Your instructions:
Where a line in the listing contains the string "index", copy that line out.

Recorded data:
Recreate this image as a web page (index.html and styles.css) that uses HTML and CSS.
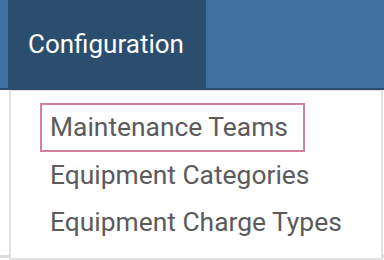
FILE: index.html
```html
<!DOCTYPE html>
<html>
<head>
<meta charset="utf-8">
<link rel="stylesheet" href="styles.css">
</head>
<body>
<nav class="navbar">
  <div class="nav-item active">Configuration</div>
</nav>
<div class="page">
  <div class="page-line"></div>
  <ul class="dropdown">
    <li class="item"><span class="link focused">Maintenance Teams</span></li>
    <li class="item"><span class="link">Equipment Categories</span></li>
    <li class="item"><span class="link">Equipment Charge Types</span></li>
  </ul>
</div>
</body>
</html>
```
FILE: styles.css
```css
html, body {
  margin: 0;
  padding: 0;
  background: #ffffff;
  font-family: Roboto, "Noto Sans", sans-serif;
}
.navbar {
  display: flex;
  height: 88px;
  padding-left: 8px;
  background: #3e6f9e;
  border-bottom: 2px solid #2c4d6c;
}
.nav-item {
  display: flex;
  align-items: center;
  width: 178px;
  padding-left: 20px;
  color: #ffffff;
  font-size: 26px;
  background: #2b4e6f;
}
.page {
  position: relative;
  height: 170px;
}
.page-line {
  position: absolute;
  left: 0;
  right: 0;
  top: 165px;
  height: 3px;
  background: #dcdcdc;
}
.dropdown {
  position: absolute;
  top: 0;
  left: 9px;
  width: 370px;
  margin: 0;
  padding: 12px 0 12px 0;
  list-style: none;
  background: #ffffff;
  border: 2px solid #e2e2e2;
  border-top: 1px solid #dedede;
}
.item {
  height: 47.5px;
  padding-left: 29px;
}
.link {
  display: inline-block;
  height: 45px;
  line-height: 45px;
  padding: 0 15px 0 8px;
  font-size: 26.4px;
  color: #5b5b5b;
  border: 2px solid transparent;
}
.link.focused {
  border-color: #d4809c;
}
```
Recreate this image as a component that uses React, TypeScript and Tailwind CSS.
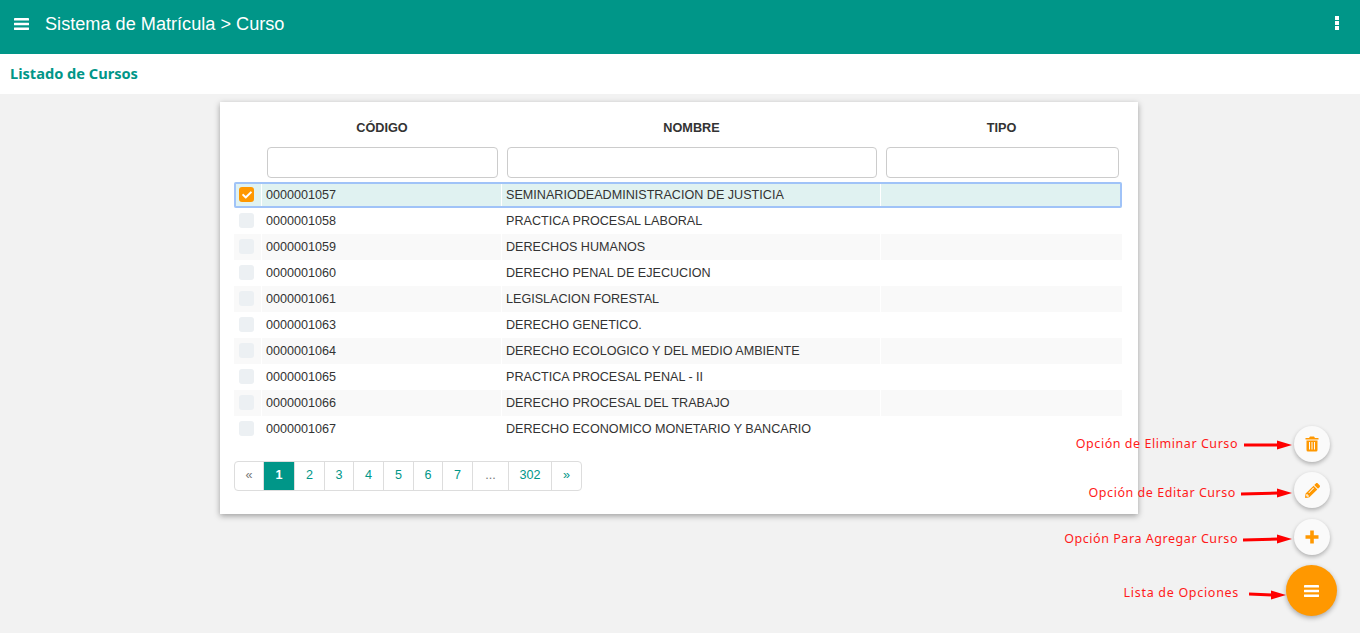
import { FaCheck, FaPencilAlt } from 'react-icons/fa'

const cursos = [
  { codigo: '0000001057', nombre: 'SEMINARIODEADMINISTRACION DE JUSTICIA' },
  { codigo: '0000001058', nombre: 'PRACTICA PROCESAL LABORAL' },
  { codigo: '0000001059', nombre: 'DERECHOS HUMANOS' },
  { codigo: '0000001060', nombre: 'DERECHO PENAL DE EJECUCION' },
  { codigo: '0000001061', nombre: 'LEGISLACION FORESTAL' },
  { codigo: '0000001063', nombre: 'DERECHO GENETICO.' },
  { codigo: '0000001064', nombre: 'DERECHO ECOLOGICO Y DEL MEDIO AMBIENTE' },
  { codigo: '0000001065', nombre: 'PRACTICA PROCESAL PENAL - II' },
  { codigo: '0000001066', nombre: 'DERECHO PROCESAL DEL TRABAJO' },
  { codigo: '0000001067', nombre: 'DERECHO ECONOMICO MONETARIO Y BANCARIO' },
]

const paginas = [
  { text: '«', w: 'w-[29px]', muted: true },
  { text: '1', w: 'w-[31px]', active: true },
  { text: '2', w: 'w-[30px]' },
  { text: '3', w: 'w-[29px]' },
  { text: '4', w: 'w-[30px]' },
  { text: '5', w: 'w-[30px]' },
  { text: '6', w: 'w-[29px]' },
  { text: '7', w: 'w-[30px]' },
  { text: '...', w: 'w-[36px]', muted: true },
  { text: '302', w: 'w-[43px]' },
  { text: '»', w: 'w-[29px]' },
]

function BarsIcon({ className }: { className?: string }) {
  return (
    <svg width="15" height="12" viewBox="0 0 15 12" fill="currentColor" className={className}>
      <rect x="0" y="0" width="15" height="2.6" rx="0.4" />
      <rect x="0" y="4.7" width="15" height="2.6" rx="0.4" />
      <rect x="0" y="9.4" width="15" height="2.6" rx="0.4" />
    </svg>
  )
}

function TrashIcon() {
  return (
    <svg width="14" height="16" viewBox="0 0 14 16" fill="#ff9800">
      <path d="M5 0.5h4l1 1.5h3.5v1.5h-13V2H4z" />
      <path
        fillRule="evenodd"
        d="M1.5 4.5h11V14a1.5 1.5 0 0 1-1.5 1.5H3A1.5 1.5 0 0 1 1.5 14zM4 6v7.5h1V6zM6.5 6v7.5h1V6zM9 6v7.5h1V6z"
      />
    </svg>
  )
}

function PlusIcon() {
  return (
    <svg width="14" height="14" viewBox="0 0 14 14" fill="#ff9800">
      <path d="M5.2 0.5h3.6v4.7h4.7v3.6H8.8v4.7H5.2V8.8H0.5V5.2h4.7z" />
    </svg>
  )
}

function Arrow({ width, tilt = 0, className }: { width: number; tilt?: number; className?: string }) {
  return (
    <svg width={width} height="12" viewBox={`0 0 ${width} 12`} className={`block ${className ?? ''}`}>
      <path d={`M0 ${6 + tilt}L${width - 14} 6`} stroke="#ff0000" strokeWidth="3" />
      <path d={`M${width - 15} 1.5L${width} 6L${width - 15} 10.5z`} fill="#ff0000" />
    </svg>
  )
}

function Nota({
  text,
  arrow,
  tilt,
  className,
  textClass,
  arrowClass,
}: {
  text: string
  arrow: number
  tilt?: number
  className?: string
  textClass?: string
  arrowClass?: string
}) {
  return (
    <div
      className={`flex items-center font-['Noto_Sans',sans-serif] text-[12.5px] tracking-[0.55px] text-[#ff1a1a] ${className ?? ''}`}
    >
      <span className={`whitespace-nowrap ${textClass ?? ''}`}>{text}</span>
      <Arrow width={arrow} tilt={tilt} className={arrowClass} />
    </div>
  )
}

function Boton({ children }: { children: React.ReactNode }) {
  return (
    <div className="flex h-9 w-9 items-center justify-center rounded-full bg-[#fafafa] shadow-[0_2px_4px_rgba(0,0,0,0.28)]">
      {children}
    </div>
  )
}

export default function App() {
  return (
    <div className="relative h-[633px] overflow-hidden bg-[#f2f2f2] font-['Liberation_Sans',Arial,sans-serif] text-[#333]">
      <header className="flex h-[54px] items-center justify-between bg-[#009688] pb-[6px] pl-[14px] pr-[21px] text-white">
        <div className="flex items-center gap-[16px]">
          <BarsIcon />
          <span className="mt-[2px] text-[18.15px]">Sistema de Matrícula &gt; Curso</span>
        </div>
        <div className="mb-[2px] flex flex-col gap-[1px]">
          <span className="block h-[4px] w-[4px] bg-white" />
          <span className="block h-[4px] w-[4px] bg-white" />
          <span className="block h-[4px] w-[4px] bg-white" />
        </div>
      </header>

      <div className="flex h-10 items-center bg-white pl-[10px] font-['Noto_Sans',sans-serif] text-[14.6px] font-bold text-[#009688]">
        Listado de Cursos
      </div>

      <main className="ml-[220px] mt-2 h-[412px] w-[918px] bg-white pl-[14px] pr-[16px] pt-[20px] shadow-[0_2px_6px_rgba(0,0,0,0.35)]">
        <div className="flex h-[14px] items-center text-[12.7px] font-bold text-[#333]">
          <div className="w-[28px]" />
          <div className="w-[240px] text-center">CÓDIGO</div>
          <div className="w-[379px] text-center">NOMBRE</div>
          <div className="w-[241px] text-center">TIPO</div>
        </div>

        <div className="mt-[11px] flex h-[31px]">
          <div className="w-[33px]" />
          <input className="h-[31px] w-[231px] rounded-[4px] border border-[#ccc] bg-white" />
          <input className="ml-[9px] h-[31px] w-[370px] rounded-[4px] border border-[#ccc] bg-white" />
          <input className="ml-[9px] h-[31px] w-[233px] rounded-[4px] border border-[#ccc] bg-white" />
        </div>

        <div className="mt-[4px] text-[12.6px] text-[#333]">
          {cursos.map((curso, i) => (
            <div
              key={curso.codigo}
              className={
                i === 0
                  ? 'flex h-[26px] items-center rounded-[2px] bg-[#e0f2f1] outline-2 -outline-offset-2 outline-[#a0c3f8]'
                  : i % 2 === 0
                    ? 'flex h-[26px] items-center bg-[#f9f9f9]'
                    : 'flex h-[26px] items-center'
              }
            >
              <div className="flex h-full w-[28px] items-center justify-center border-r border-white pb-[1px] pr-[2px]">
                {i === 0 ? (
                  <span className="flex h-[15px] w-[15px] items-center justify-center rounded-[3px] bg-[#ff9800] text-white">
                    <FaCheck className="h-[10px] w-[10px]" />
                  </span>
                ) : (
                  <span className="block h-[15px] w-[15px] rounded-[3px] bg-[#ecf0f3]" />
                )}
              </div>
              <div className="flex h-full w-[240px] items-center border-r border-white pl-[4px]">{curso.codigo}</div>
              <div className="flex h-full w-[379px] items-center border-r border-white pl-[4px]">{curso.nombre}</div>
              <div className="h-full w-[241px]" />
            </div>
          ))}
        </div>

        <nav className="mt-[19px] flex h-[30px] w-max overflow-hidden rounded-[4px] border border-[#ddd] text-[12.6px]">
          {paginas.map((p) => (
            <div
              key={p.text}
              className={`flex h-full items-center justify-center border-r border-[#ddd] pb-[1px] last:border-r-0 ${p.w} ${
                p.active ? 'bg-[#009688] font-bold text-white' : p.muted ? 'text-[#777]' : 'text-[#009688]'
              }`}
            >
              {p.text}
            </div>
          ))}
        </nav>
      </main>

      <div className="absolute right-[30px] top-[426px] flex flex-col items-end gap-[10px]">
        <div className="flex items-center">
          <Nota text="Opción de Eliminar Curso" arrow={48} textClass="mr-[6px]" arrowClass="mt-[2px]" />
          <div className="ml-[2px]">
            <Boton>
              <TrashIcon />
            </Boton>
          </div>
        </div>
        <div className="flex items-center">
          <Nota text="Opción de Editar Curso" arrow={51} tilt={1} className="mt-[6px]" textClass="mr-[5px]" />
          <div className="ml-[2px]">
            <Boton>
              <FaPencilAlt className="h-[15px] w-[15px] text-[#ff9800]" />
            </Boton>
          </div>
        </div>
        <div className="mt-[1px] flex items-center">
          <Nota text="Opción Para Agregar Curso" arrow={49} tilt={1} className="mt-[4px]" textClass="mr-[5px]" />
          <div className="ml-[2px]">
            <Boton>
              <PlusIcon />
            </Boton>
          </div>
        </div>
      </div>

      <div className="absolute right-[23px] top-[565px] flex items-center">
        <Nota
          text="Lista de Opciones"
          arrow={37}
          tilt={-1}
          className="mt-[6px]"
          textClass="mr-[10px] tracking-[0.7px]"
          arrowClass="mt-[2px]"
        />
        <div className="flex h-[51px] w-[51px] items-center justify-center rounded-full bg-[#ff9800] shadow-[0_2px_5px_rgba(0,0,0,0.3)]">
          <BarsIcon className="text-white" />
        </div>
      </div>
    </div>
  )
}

Solution to this task:
Recreate this image as a web page (index.html and styles.css) that uses HTML and CSS.
FILE: index.html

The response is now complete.